Arnold Büscher (16 December 1899 – 2 August 1949) was a German SS officer. Holding the rank of SS-Obersturmführer, he served as a commandant of the Kraków-Płaszów concentration camp, succeeding Amon Göth, from September 1944 until January 1945.

Life 
Büscher was born on 16 December 1899 in Bad Oeynhausen, Germany.

Büscher became a member of the Schutzstaffel (SS) in 1931. After the outbreak of the Second World War, he worked at many Nazi concentration camps, including Flossenbürg, Buchenwald, Sachsenhausen and Neuengamme.

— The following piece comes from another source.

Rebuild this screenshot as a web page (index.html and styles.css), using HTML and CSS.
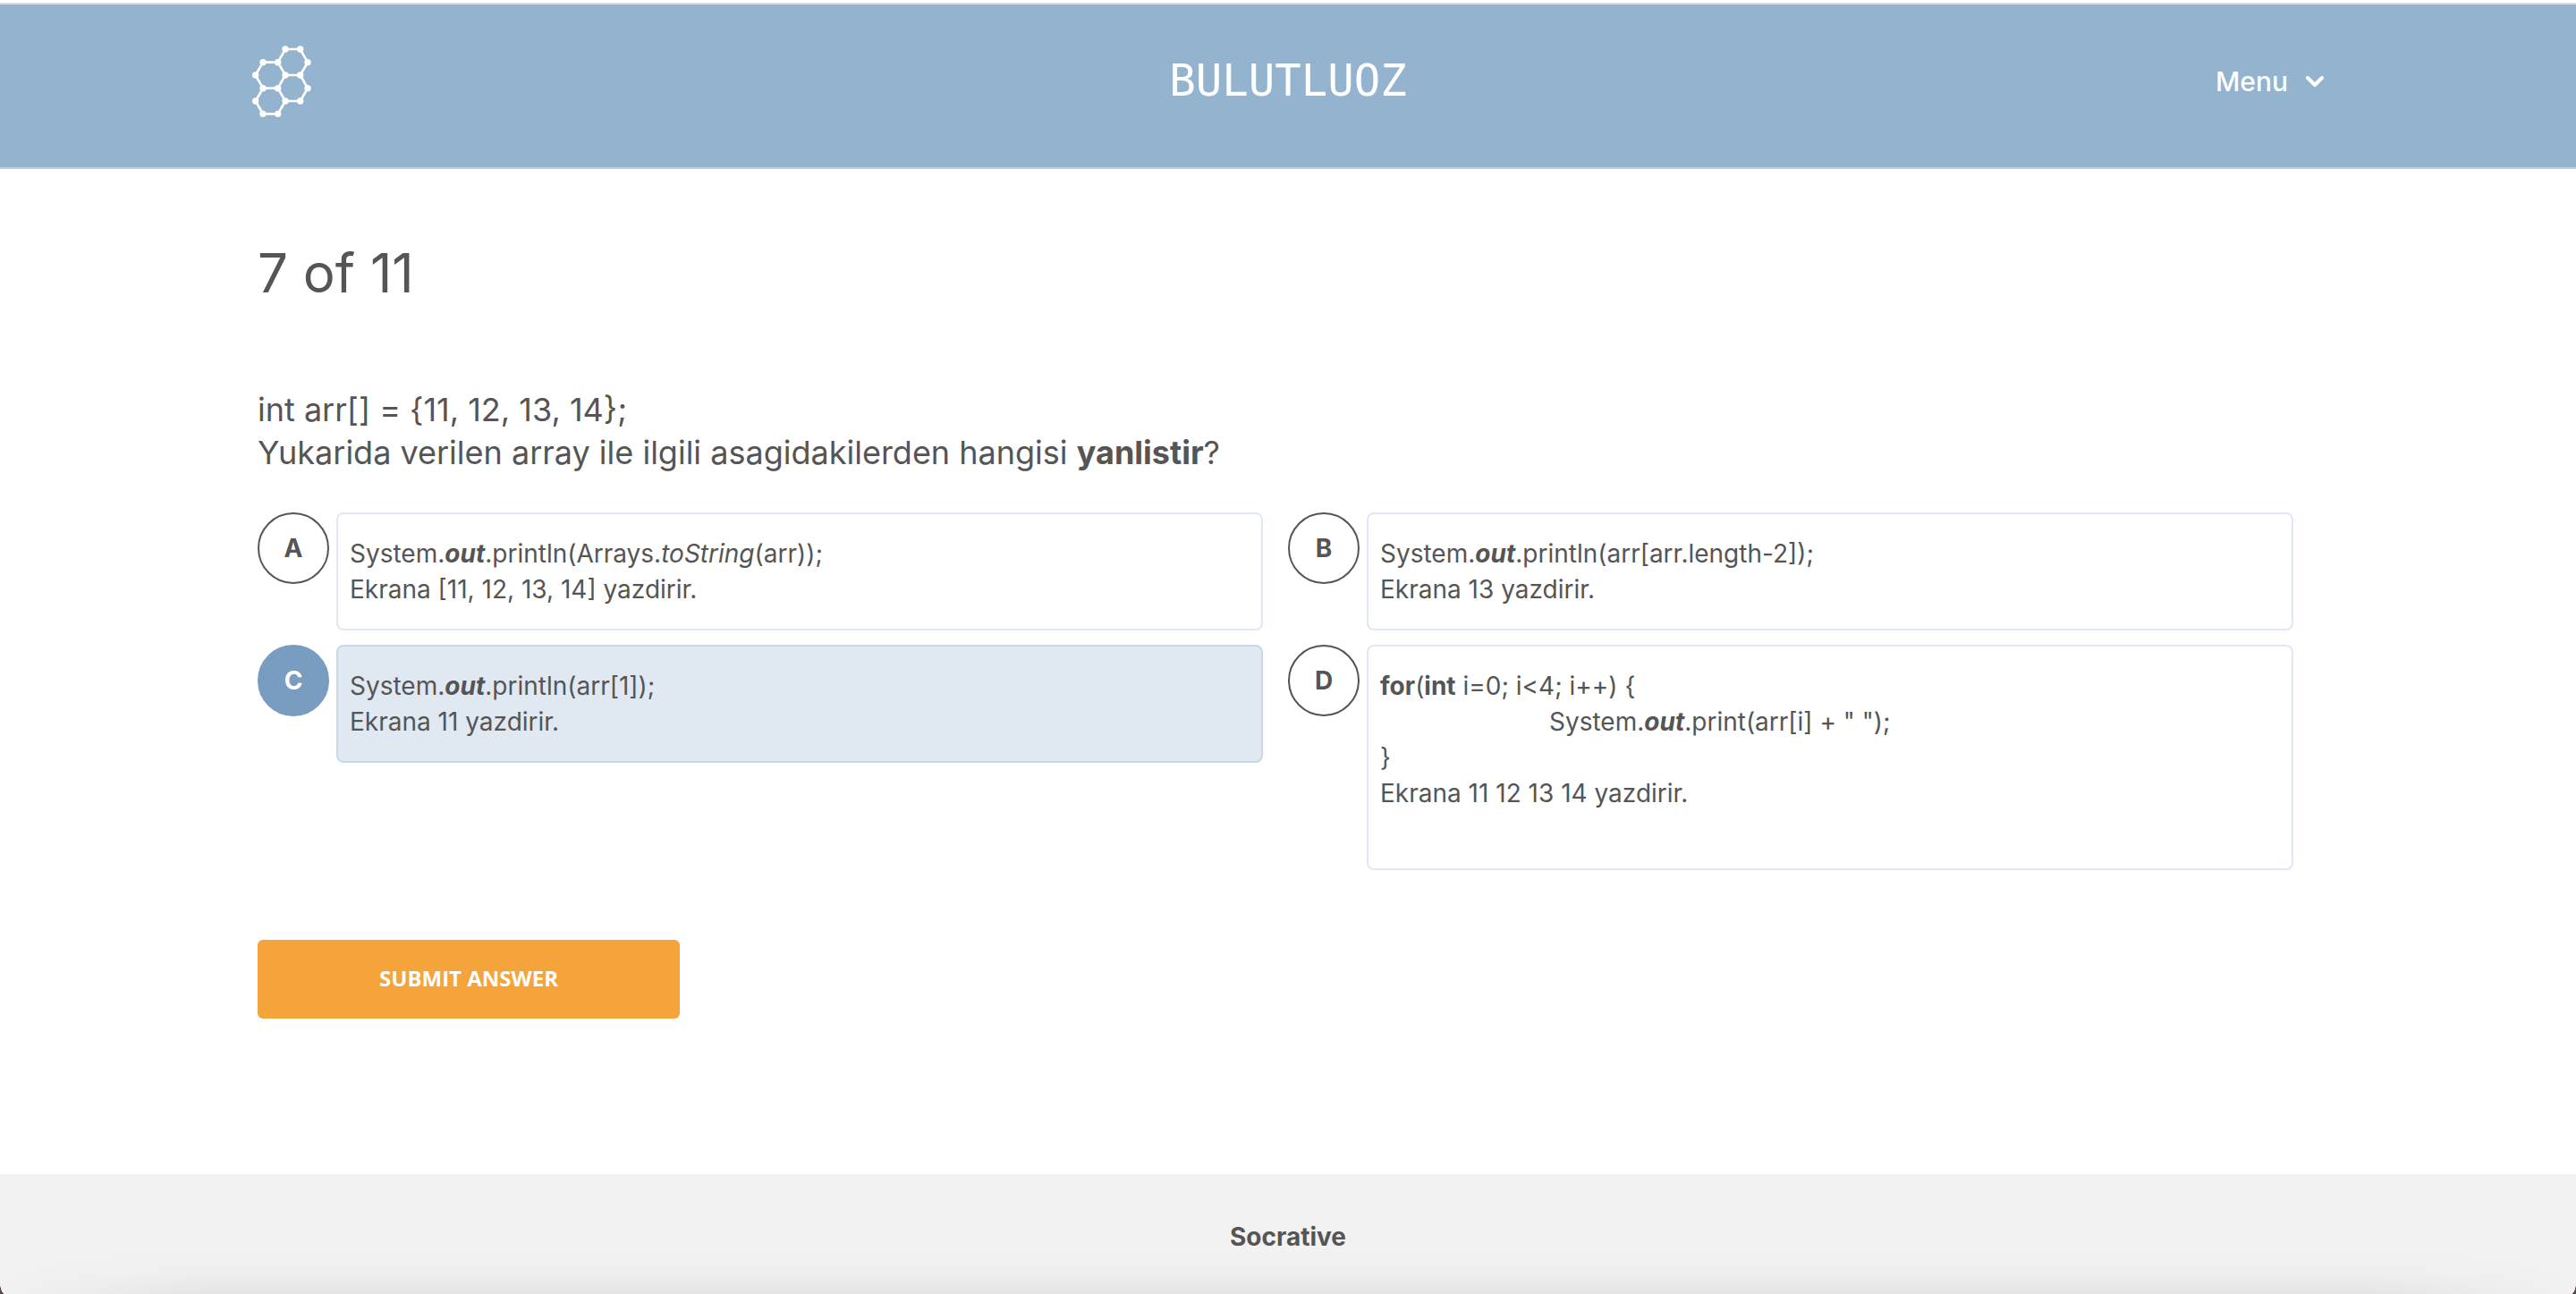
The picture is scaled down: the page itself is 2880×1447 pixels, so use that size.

Büscher succeeded Amon Göth as the commandant of the Płaszów concentration camp after the latter was arrested on 13 September 1944. Büscher resisted Oskar Schindler's efforts to include 300 Jewish women on his list of Schindlerjuden for work at Schindler's new factory in Brněnec, instead sending them with other Jews from Płaszów to Auschwitz I. Furthermore, Büscher, perhaps out of spite for Schindler, requested of Auschwitz I commandant Richard Baer that 300 different Jewish women be sent to Schindler's factory. However, Schindler was able to bribe Baer to send him the original 300 female Schindlerjuden.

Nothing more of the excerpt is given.